The listing below holds pictures; exclude them. Return exactly the lines from the one with "What React, TypeScript" through the one with "string; options: string[];".

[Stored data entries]
★ ★ ★

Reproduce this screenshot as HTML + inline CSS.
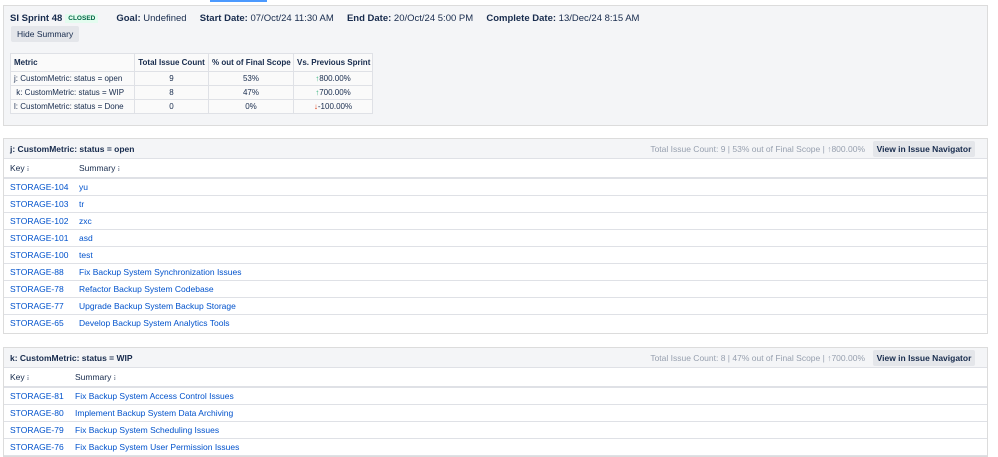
<!DOCTYPE html>
<html><head><style>
*{box-sizing:border-box;margin:0;padding:0}
body{width:998px;height:450px;overflow:hidden;background:#fff;font-family:"Liberation Sans",sans-serif;font-size:8.5px;color:#172b4d;position:relative}
.bar{position:absolute;left:210px;top:0;width:57px;height:2px;background:#4c9aff}
.sum{position:absolute;left:3px;top:5px;width:985px;height:121px;background:#f4f5f7;border:1px solid #dcdcdc}
.hdr{position:absolute;left:6px;top:7px;font-size:9.5px;white-space:nowrap}
.hdr b{font-weight:bold}
.tag{display:inline-block;color:#006644;background:#e3fcef;font-size:6.5px;font-weight:bold;padding:1px 3px;margin:0 18px 0 3px;vertical-align:1px}
.btn{position:absolute;left:7px;top:20px;background:#e4e6ea;padding:3px 6px;font-size:8.5px;border-radius:2px}
table.m{position:absolute;left:6px;top:47px;border-collapse:collapse;background:#fafafa;table-layout:fixed;width:362px}
table.m td,table.m th{border:1px solid #dfe1e6;height:14px;font-size:8px;text-align:center;padding:0 3px;white-space:nowrap;overflow:hidden}
table.m th{height:18px;font-weight:bold}
table.m td:first-child,table.m th:first-child{text-align:left}
.up{color:#36b37e}.dn{color:#de350b}
.panel{position:absolute;left:3px;width:985px;border:1px solid #dcdcdc;background:#fff}
.ph{height:20px;background:#f4f5f7;border-bottom:1px solid #dfe1e6;font-weight:bold;font-size:8.5px;padding:5px 6px;position:relative}
.ph .r{position:absolute;right:122px;top:5px;color:#97a0af;font-weight:normal;white-space:nowrap}
.ph .v{position:absolute;right:12px;top:2px;width:102px;text-align:center;background:#e4e6ea;padding:3px 0;font-weight:bold;border-radius:2px;font-size:8.5px;white-space:nowrap}
.row{height:17px;border-bottom:1px solid #dfe1e6;position:relative;line-height:16px;color:#0052cc}
.row span{position:absolute}
.ch{height:20px;line-height:19px;color:#172b4d;border-bottom:2px solid #dfe1e6}
</style></head><body>
<div class="bar"></div>
<div class="sum">
<div class="hdr"><b>SI Sprint 48</b><span class="tag">CLOSED</span><b>Goal:</b> Undefined &nbsp;&nbsp;&nbsp;&nbsp;<b>Start Date:</b> 07/Oct/24 11:30 AM &nbsp;&nbsp;&nbsp;&nbsp;<b>End Date:</b> 20/Oct/24 5:00 PM &nbsp;&nbsp;&nbsp;&nbsp;<b>Complete Date:</b> 13/Dec/24 8:15 AM</div>
<div class="btn">Hide Summary</div>
<table class="m">
<colgroup><col style="width:124px"><col style="width:74px"><col style="width:85px"><col style="width:79px"></colgroup>
<tr><th>Metric</th><th>Total Issue Count</th><th>% out of Final Scope</th><th>Vs. Previous Sprint</th></tr>
<tr><td>j: CustomMetric: status = open</td><td>9</td><td>53%</td><td><span class="up">↑</span>800.00%</td></tr>
<tr><td>&nbsp;k: CustomMetric: status = WIP</td><td>8</td><td>47%</td><td><span class="up">↑</span>700.00%</td></tr>
<tr><td>l: CustomMetric: status = Done</td><td>0</td><td>0%</td><td><span class="dn">↓</span>-100.00%</td></tr>
</table>
</div>
<div class="panel" style="top:138px;height:196px">
<div class="ph">j: CustomMetric: status = open<span class="r">Total Issue Count: 9 | 53% out of Final Scope | ↑800.00%</span><span class="v">View in Issue Navigator</span></div>
<div class="row ch"><span style="left:6px">Key ፧</span><span style="left:75px">Summary ፧</span></div>
<div class="row"><span style="left:6px">STORAGE-104</span><span style="left:75px">yu</span></div>
<div class="row"><span style="left:6px">STORAGE-103</span><span style="left:75px">tr</span></div>
<div class="row"><span style="left:6px">STORAGE-102</span><span style="left:75px">zxc</span></div>
<div class="row"><span style="left:6px">STORAGE-101</span><span style="left:75px">asd</span></div>
<div class="row"><span style="left:6px">STORAGE-100</span><span style="left:75px">test</span></div>
<div class="row"><span style="left:6px">STORAGE-88</span><span style="left:75px">Fix Backup System Synchronization Issues</span></div>
<div class="row"><span style="left:6px">STORAGE-78</span><span style="left:75px">Refactor Backup System Codebase</span></div>
<div class="row"><span style="left:6px">STORAGE-77</span><span style="left:75px">Upgrade Backup System Backup Storage</span></div>
<div class="row" style="border:0"><span style="left:6px">STORAGE-65</span><span style="left:75px">Develop Backup System Analytics Tools</span></div>
</div>
<div class="panel" style="top:347px;height:110px">
<div class="ph">k: CustomMetric: status = WIP<span class="r">Total Issue Count: 8 | 47% out of Final Scope | ↑700.00%</span><span class="v">View in Issue Navigator</span></div>
<div class="row ch"><span style="left:6px">Key ፧</span><span style="left:71px">Summary ፧</span></div>
<div class="row"><span style="left:6px">STORAGE-81</span><span style="left:71px">Fix Backup System Access Control Issues</span></div>
<div class="row"><span style="left:6px">STORAGE-80</span><span style="left:71px">Implement Backup System Data Archiving</span></div>
<div class="row"><span style="left:6px">STORAGE-79</span><span style="left:71px">Fix Backup System Scheduling Issues</span></div>
<div class="row"><span style="left:6px">STORAGE-76</span><span style="left:71px">Fix Backup System User Permission Issues</span></div>
</div>
</body></html>
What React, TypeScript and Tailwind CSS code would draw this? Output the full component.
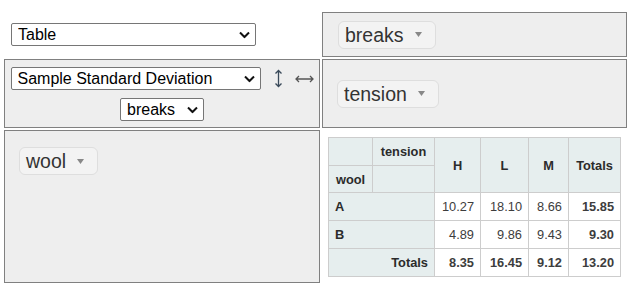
import React from "react";

const font = { fontFamily: '"Liberation Sans", Arial, sans-serif' };

const Chevron = () => (
    <svg width="11" height="7" viewBox="0 0 11 7" className="pointer-events-none absolute right-[6px] top-1/2 -translate-y-1/2">
        <path d="M1 1l4.5 4.5L10 1" fill="none" stroke="#111" strokeWidth="2" />
    </svg>
);

type SelectProps = { value: string; options: string[]; className: string };

const Select = ({ value, options, className }: SelectProps) => (
    <div className={`relative h-[23px] shrink-0 ${className}`}>
        <select
            defaultValue={value}
            className="h-full w-full appearance-none rounded-[2px] border border-[#767676] bg-white pl-[6px] pr-[20px] text-[16px] leading-[21px] text-black outline-none"
            style={font}
        >
            {options.map((o) => (
                <option key={o}>{o}</option>
            ))}
        </select>
        <Chevron />
    </div>
);

const Pill = ({ name }: { name: string }) => (
    <span className="inline-flex h-[28px] items-center rounded-[6px] border border-[#dedede] bg-[#f3f3f3] pl-[6px] pr-[13px] text-[19.5px] leading-[22px] text-[#333]">
        {name}
        <svg className="ml-[11px]" width="7" height="5" viewBox="0 0 7 5">
            <path d="M0 0h7L3.5 5z" fill="#888" />
        </svg>
    </span>
);

const th = "border border-[#cdcdcd] bg-[#e6eeee] px-[6px] font-bold text-[#2b2b2b]";
const td = "border border-[#cdcdcd] bg-white px-[6px] text-right text-[#3d3d3d]";

const rows = [
    { key: "A", vals: ["10.27", "18.10", "8.66"], total: "15.85" },
    { key: "B", vals: ["4.89", "9.86", "9.43"], total: "9.30" },
];

const PivotTable = () => (
    <table className="w-[292px] table-fixed border-collapse text-[12.8px] leading-[15px]">
        <colgroup>
            <col className="w-[44px]" />
            <col className="w-[62px]" />
            <col className="w-[46px]" />
            <col className="w-[48px]" />
            <col className="w-[40px]" />
            <col className="w-[52px]" />
        </colgroup>
        <thead>
            <tr className="h-[28px]">
                <th className={th}></th>
                <th className={`${th} text-center`}>tension</th>
                <th className={`${th} text-center`} rowSpan={2}>H</th>
                <th className={`${th} text-center`} rowSpan={2}>L</th>
                <th className={`${th} text-center`} rowSpan={2}>M</th>
                <th className={`${th} text-center`} rowSpan={2}>Totals</th>
            </tr>
            <tr className="h-[27px]">
                <th className={`${th} text-center`}>wool</th>
                <th className={th}></th>
            </tr>
        </thead>
        <tbody>
            {rows.map((r) => (
                <tr key={r.key} className="h-[28px]">
                    <th className={`${th} text-left`} colSpan={2}>{r.key}</th>
                    {r.vals.map((v, i) => (
                        <td key={i} className={td}>{v}</td>
                    ))}
                    <td className={`${td} font-bold`}>{r.total}</td>
                </tr>
            ))}
            <tr className="h-[28px]">
                <th className={`${th} text-right`} colSpan={2}>Totals</th>
                <td className={`${td} font-bold`}>8.35</td>
                <td className={`${td} font-bold`}>16.45</td>
                <td className={`${td} font-bold`}>9.12</td>
                <td className={`${td} font-bold`}>13.20</td>
            </tr>
        </tbody>
    </table>
);

const cell = "border border-[#808080] bg-[#eeeeee]";

export default function App() {
    return (
        <div className="h-[289px] w-[636px] bg-white pl-[4px] pt-[12px]" style={font}>
            <div className="grid grid-cols-[316px_305px] grid-rows-[45px_69px_153px] gap-[2px]">
                <div className="flex items-center pl-[7px]">
                    <Select value="Table" options={["Table", "Table Heatmap", "Table Barchart"]} className="w-[245px]" />
                </div>
                <div className={`${cell} flex items-center pl-[15px]`}>
                    <Pill name="breaks" />
                </div>

                <div className={`${cell} flex flex-col items-center pt-[7px]`}>
                    <div className="flex items-center">
                        <Select
                            value="Sample Standard Deviation"
                            options={["Count", "Sum", "Average", "Sample Standard Deviation"]}
                            className="w-[250px]"
                        />
                        <svg className="ml-[13px]" width="9" height="19" viewBox="0 0 9 19">
                            <path d="M4.5 1.5v16M1.5 4.5l3-3 3 3M1.5 14.5l3 3 3-3" fill="none" stroke="#3a4a5a" strokeWidth="1.3" />
                        </svg>
                        <svg className="ml-[12px]" width="19" height="8" viewBox="0 0 19 8">
                            <path d="M1 4h17M4 1L1 4l3 3M15 1l3 3-3 3" fill="none" stroke="#555" strokeWidth="1.3" />
                        </svg>
                    </div>
                    <Select value="breaks" options={["breaks", "wool", "tension"]} className="mt-[8px] w-[84px]" />
                </div>
                <div className={`${cell} flex items-center pl-[14px]`}>
                    <Pill name="tension" />
                </div>

                <div className={`${cell} pl-[14px] pt-[16px]`}>
                    <Pill name="wool" />
                </div>
                <div className="pl-[6px] pt-[7px]">
                    <PivotTable />
                </div>
            </div>
        </div>
    );
}
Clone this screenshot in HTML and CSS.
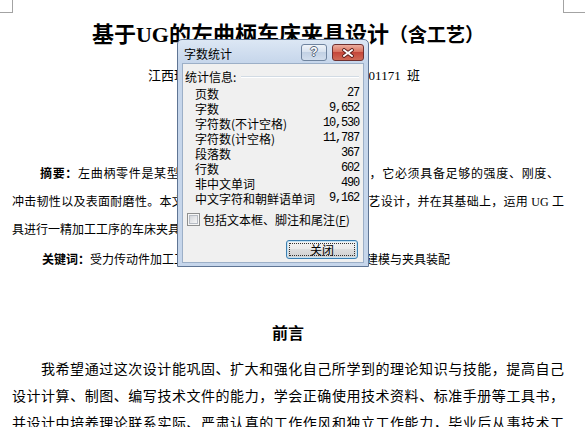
FILE: index.html
```
<!DOCTYPE html>
<html lang="zh-CN">
<head>
  <meta charset="UTF-8" />
  <title>基于UG的左曲柄车床夹具设计</title>
  <link rel="stylesheet" href="styles.css">
</head>
<body>
  <div class="page">
    <div class="marks">
      <span class="mark mark-l"></span>
      <span class="mark mark-r"></span>
    </div>

    <div class="content">
      <h1 class="title">基于UG的左曲柄车床夹具设计<small>（含工艺）</small></h1>
      <p class="author">江西理工大学机电工程学院 机械系 0901171 班</p>

      <!-- abstract, one span per printed line -->
      <div class="abstract">
        <span class="ln first"><b>摘要：</b>左曲柄零件是某型汽车变速操纵机构中的重要受力件，它必须具备足够的强度、刚度、</span>
        <span class="ln">冲击韧性以及表面耐磨性。本文首先对左曲柄零件进行机械加工工艺设计，并在其基础上，运用 UG 工</span>
        <span class="ln last">具进行一精加工工序的车床夹具设计。</span>
      </div>

      <p class="keywords"><b>关键词：</b>受力传动件加工工艺；左曲柄；车床专用夹具；三维建模与夹具装配</p>

      <h2 class="heading">前言</h2>

      <div class="body-text">
        <span class="ln first">我希望通过这次设计能巩固、扩大和强化自己所学到的理论知识与技能，提高自己</span>
        <span class="ln">设计计算、制图、编写技术文件的能力，学会正确使用技术资料、标准手册等工具书，</span>
        <span class="ln">并设计中培养理论联系实际、严肃认真的工作作风和独立工作能力，毕业后从事技术工</span>
      </div>
    </div>
  </div>

  <!-- Word count dialog -->
  <div class="dialog">
    <div class="titlebar">
      <span class="caption">字数统计</span>
      <span class="tb-btn tb-help">?</span>
      <span class="tb-btn tb-close">
        <svg width="12" height="10" viewBox="0 0 12 10">
          <path d="M2 2 L10 8 M10 2 L2 8" stroke="#5c1d1a" stroke-width="3.6" stroke-linecap="square" fill="none" />
          <path d="M2 2 L10 8 M10 2 L2 8" stroke="#ffffff" stroke-width="1.8" stroke-linecap="square" fill="none" />
        </svg>
      </span>
    </div>

    <div class="panel">
      <div class="info-row">
        <span>统计信息:</span>
        <span class="rule"></span>
      </div>

      <div class="stats">
        <div class="stat"><span>页数</span><span class="num">27</span></div>
        <div class="stat"><span>字数</span><span class="num">9,652</span></div>
        <div class="stat"><span>字符数(不计空格)</span><span class="num">10,530</span></div>
        <div class="stat"><span>字符数(计空格)</span><span class="num">11,787</span></div>
        <div class="stat"><span>段落数</span><span class="num">367</span></div>
        <div class="stat"><span>行数</span><span class="num">602</span></div>
        <div class="stat"><span>非中文单词</span><span class="num">490</span></div>
        <div class="stat"><span>中文字符和朝鲜语单词</span><span class="num">9,162</span></div>
      </div>

      <label class="check-row">
        <span class="check"></span>
        <span>包括文本框、脚注和尾注(<u>F</u>)</span>
      </label>

      <div class="btn-row">
        <button class="btn"><span class="focus">关闭</span></button>
      </div>
    </div>
  </div>
</body>
</html>
```

FILE: styles.css
```
body {
  margin: 0;
  background: #fff;
  color: #000;
  font-family: "Liberation Serif", "Noto Sans CJK SC", serif;
  overflow: hidden;
}
.page {
  width: 585px;
  height: 427px;
  overflow: hidden;
}
.marks {
  display: flex;
  justify-content: space-between;
  height: 14px;
}
.mark {
  display: block;
  height: 13px;
  box-sizing: border-box;
  border-bottom: 1px solid #a3a3a3;
}
.mark-l {
  width: 13px;
  border-right: 1px solid #a3a3a3;
}
.mark-r {
  width: 22px;
  border-left: 1px solid #a3a3a3;
}
.content {
  padding: 0 21px 0 12px;
}
.title {
  margin: 6px 0 0;
  font-size: 22px;
  line-height: 30px;
  font-weight: bold;
  text-align: center;
}
.title small {
  font-size: 19px;
}
.author {
  margin: 15px 0 0;
  padding-right: 8px;
  font-size: 13px;
  line-height: 20px;
  word-spacing: 3px;
  text-align: center;
}
.ln {
  display: block;
  text-align: justify;
  text-align-last: justify;
}
.ln.last {
  text-align-last: left;
}
.abstract {
  margin-top: 74px;
  font-size: 12px;
  line-height: 28px;
}
.abstract .first {
  text-indent: 28px;
  padding-right: 5px;
}
.keywords {
  margin: 2px 0 0;
  font-size: 12px;
  line-height: 28px;
  text-indent: 30px;
}
.heading {
  margin: 46px 0 0;
  font-size: 16px;
  line-height: 28px;
  text-align: center;
  font-weight: bold;
}
.body-text {
  margin-top: 8px;
  font-size: 14px;
  line-height: 27px;
}
.body-text .first {
  text-indent: 29px;
}

/* dialog */
.dialog {
  position: absolute;
  left: 177px;
  top: 39px;
  width: 192px;
  height: 228px;
  box-sizing: border-box;
  border: 1px solid #5f7594;
  border-radius: 5px 5px 0 0;
  background: linear-gradient(#dce7f4, #c6d6eb 23px, #c6d6eb);
  padding: 0 4px 3px;
  display: flex;
  flex-direction: column;
  font-family: "Noto Sans CJK SC", sans-serif;
  font-size: 12px;
  line-height: 15px;
}
.titlebar {
  height: 23px;
  display: flex;
  align-items: flex-start;
}
.caption {
  flex: 1;
  padding: 7px 0 0 2px;
  line-height: 14px;
}
.tb-btn {
  margin-top: 4px;
  height: 17px;
  box-sizing: border-box;
  border-radius: 3px;
  display: flex;
  align-items: center;
  justify-content: center;
}
.tb-help {
  width: 26px;
  margin-right: 5px;
  border: 1px solid #6f849f;
  background: linear-gradient(#f0f4f9, #d8e2ef 45%, #c2d1e4 50%, #d2deed);
  color: #fff;
  font-family: "Liberation Sans", sans-serif;
  font-weight: bold;
  font-size: 12px;
  text-shadow: 1px 0 #55657a, -1px 0 #55657a, 0 1px #55657a, 0 -1px #55657a;
}
.tb-close {
  width: 32px;
  border: 1px solid #6e3030;
  background: linear-gradient(#ecaea0, #d9735f 45%, #c5473a 50%, #d06a56);
}
.panel {
  flex: 1;
  background: #f0f0f0;
  border: 1px solid #9cafc7;
  padding: 6px 4px 0 2px;
}
.info-row {
  display: flex;
  align-items: center;
  line-height: 14px;
}
.rule {
  flex: 1;
  margin: 0 0 0 5px;
  border-top: 1px solid #d2dbe4;
  border-bottom: 1px solid #fff;
}
.stats {
  margin-top: 2px;
}
.stat {
  display: flex;
  justify-content: space-between;
  padding-left: 10px;
}
.num {
  font-family: "Liberation Mono", monospace;
  font-size: 12px;
  letter-spacing: -1.2px;
}
.check-row {
  display: flex;
  align-items: center;
  margin-top: 6px;
  padding-left: 2px;
}
.check {
  position: relative;
  width: 13px;
  height: 13px;
  box-sizing: border-box;
  border: 1px solid #8e8f8f;
  background: #f6f6f6;
  margin-right: 3px;
}
.check::after {
  content: "";
  position: absolute;
  left: 1px;
  top: 1px;
  right: 1px;
  bottom: 1px;
  border: 1px solid #b7bcc4;
  background: linear-gradient(135deg, #d3d6db, #f7f7f7);
}
.btn-row {
  display: flex;
  justify-content: flex-end;
  margin-top: 13px;
}
.btn {
  width: 72px;
  height: 19px;
  margin: 0 1px 0 0;
  padding: 2px;
  box-sizing: border-box;
  border: 1px solid #3c7fb1;
  border-radius: 3px;
  background: linear-gradient(#f3f3f3, #ebebeb 45%, #dddddd 50%, #d0d0d0);
  box-shadow: inset 0 0 0 1px #c4e3f5;
  font-family: "Noto Sans CJK SC", sans-serif;
  font-size: 12px;
  color: #000;
}
.focus {
  display: block;
  height: 100%;
  box-sizing: border-box;
  border: 1px dotted #333;
  line-height: 11px;
  text-align: center;
}
```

★ ★ ★

- RESULT BELOW:
What React, TypeScript and Tailwind CSS code would draw this? Output the full component.
import React from "react";

const font = { fontFamily: '"Liberation Sans", Arial, sans-serif' };

const Chevron = () => (
    <svg width="11" height="7" viewBox="0 0 11 7" className="pointer-events-none absolute right-[6px] top-1/2 -translate-y-1/2">
        <path d="M1 1l4.5 4.5L10 1" fill="none" stroke="#111" strokeWidth="2" />
    </svg>
);

type SelectProps = { value: string; options: string[]; className: string };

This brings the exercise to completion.